DATA LINES -
********
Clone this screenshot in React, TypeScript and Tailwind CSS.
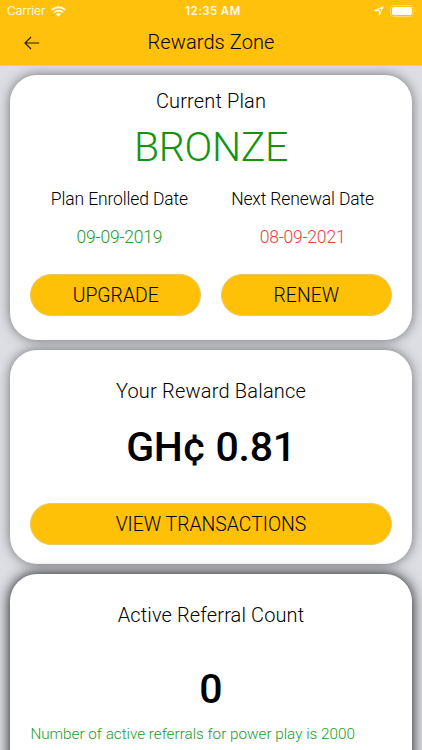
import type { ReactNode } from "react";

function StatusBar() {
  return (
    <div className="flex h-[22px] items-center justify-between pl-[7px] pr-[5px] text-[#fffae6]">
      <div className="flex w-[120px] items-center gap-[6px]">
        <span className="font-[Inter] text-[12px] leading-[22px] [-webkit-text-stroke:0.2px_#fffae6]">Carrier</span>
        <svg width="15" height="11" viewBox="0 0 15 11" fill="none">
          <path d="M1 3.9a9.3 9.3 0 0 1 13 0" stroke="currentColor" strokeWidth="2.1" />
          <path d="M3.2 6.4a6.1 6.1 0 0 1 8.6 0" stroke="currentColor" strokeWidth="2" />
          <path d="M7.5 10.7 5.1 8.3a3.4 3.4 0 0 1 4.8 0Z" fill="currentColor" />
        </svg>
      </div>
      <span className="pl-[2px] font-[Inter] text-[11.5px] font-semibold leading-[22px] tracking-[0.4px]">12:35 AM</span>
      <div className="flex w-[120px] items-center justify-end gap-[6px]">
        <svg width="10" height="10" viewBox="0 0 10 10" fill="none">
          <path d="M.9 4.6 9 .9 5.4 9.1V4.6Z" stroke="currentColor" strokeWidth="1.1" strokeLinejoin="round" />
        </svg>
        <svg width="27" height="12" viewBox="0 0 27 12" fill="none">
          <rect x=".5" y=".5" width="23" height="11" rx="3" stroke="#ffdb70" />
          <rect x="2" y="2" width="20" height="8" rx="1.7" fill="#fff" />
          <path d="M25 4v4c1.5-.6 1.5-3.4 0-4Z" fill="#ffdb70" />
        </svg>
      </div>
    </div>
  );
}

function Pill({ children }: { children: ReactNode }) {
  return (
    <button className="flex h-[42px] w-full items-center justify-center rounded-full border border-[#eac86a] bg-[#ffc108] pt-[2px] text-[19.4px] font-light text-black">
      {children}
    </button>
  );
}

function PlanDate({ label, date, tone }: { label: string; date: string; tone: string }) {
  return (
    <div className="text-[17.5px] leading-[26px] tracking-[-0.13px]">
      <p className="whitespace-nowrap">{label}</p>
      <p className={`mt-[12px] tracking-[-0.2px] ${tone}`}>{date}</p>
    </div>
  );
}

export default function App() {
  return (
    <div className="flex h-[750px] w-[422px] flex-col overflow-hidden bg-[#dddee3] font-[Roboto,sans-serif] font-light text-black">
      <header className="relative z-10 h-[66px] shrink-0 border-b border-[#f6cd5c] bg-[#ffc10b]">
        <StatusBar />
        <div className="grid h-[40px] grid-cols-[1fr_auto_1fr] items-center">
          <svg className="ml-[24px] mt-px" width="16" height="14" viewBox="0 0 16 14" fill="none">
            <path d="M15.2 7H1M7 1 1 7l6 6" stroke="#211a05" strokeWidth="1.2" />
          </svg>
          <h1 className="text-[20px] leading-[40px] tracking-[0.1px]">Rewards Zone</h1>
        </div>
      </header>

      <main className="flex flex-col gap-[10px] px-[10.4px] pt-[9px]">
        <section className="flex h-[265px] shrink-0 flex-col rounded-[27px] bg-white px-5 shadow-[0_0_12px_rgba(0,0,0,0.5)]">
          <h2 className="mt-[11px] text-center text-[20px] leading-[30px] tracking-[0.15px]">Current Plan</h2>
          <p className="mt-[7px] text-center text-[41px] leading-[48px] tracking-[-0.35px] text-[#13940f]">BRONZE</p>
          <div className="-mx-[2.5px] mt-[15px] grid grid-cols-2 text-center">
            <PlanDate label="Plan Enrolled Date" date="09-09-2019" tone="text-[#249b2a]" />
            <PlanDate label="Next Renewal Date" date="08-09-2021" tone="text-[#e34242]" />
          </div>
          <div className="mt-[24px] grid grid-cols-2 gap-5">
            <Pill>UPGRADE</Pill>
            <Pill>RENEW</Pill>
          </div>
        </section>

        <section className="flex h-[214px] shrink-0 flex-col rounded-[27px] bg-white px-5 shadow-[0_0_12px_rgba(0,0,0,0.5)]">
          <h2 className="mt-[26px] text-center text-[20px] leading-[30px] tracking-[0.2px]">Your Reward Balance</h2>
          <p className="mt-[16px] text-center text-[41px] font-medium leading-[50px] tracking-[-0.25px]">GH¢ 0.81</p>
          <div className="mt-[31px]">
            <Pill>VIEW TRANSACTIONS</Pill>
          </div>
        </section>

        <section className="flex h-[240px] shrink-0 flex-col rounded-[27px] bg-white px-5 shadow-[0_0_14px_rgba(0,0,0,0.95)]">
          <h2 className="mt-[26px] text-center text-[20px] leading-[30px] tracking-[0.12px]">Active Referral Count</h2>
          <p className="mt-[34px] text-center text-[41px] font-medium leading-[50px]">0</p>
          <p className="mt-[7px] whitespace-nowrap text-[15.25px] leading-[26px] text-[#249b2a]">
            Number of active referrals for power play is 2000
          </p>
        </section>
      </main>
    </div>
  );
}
********
PROBLEM DETAILS -
Repeat the material verbatim. Do not carry over any picture.

SOLUTION BELOW -
Clone this screenshot in React, TypeScript and Tailwind CSS.
import type { ReactNode } from "react";

function StatusBar() {
  return (
    <div className="flex h-[22px] items-center justify-between pl-[7px] pr-[5px] text-[#fffae6]">
      <div className="flex w-[120px] items-center gap-[6px]">
        <span className="font-[Inter] text-[12px] leading-[22px] [-webkit-text-stroke:0.2px_#fffae6]">Carrier</span>
        <svg width="15" height="11" viewBox="0 0 15 11" fill="none">
          <path d="M1 3.9a9.3 9.3 0 0 1 13 0" stroke="currentColor" strokeWidth="2.1" />
          <path d="M3.2 6.4a6.1 6.1 0 0 1 8.6 0" stroke="currentColor" strokeWidth="2" />
          <path d="M7.5 10.7 5.1 8.3a3.4 3.4 0 0 1 4.8 0Z" fill="currentColor" />
        </svg>
      </div>
      <span className="pl-[2px] font-[Inter] text-[11.5px] font-semibold leading-[22px] tracking-[0.4px]">12:35 AM</span>
      <div className="flex w-[120px] items-center justify-end gap-[6px]">
        <svg width="10" height="10" viewBox="0 0 10 10" fill="none">
          <path d="M.9 4.6 9 .9 5.4 9.1V4.6Z" stroke="currentColor" strokeWidth="1.1" strokeLinejoin="round" />
        </svg>
        <svg width="27" height="12" viewBox="0 0 27 12" fill="none">
          <rect x=".5" y=".5" width="23" height="11" rx="3" stroke="#ffdb70" />
          <rect x="2" y="2" width="20" height="8" rx="1.7" fill="#fff" />
          <path d="M25 4v4c1.5-.6 1.5-3.4 0-4Z" fill="#ffdb70" />
        </svg>
      </div>
    </div>
  );
}

function Pill({ children }: { children: ReactNode }) {
  return (
    <button className="flex h-[42px] w-full items-center justify-center rounded-full border border-[#eac86a] bg-[#ffc108] pt-[2px] text-[19.4px] font-light text-black">
      {children}
    </button>
  );
}

function PlanDate({ label, date, tone }: { label: string; date: string; tone: string }) {
  return (
    <div className="text-[17.5px] leading-[26px] tracking-[-0.13px]">
      <p className="whitespace-nowrap">{label}</p>
      <p className={`mt-[12px] tracking-[-0.2px] ${tone}`}>{date}</p>
    </div>
  );
}

export default function App() {
  return (
    <div className="flex h-[750px] w-[422px] flex-col overflow-hidden bg-[#dddee3] font-[Roboto,sans-serif] font-light text-black">
      <header className="relative z-10 h-[66px] shrink-0 border-b border-[#f6cd5c] bg-[#ffc10b]">
        <StatusBar />
        <div className="grid h-[40px] grid-cols-[1fr_auto_1fr] items-center">
          <svg className="ml-[24px] mt-px" width="16" height="14" viewBox="0 0 16 14" fill="none">
            <path d="M15.2 7H1M7 1 1 7l6 6" stroke="#211a05" strokeWidth="1.2" />
          </svg>
          <h1 className="text-[20px] leading-[40px] tracking-[0.1px]">Rewards Zone</h1>
        </div>
      </header>

      <main className="flex flex-col gap-[10px] px-[10.4px] pt-[9px]">
        <section className="flex h-[265px] shrink-0 flex-col rounded-[27px] bg-white px-5 shadow-[0_0_12px_rgba(0,0,0,0.5)]">
          <h2 className="mt-[11px] text-center text-[20px] leading-[30px] tracking-[0.15px]">Current Plan</h2>
          <p className="mt-[7px] text-center text-[41px] leading-[48px] tracking-[-0.35px] text-[#13940f]">BRONZE</p>
          <div className="-mx-[2.5px] mt-[15px] grid grid-cols-2 text-center">
            <PlanDate label="Plan Enrolled Date" date="09-09-2019" tone="text-[#249b2a]" />
            <PlanDate label="Next Renewal Date" date="08-09-2021" tone="text-[#e34242]" />
          </div>
          <div className="mt-[24px] grid grid-cols-2 gap-5">
            <Pill>UPGRADE</Pill>
            <Pill>RENEW</Pill>
          </div>
        </section>

        <section className="flex h-[214px] shrink-0 flex-col rounded-[27px] bg-white px-5 shadow-[0_0_12px_rgba(0,0,0,0.5)]">
          <h2 className="mt-[26px] text-center text-[20px] leading-[30px] tracking-[0.2px]">Your Reward Balance</h2>
          <p className="mt-[16px] text-center text-[41px] font-medium leading-[50px] tracking-[-0.25px]">GH¢ 0.81</p>
          <div className="mt-[31px]">
            <Pill>VIEW TRANSACTIONS</Pill>
          </div>
        </section>

        <section className="flex h-[240px] shrink-0 flex-col rounded-[27px] bg-white px-5 shadow-[0_0_14px_rgba(0,0,0,0.95)]">
          <h2 className="mt-[26px] text-center text-[20px] leading-[30px] tracking-[0.12px]">Active Referral Count</h2>
          <p className="mt-[34px] text-center text-[41px] font-medium leading-[50px]">0</p>
          <p className="mt-[7px] whitespace-nowrap text-[15.25px] leading-[26px] text-[#249b2a]">
            Number of active referrals for power play is 2000
          </p>
        </section>
      </main>
    </div>
  );
}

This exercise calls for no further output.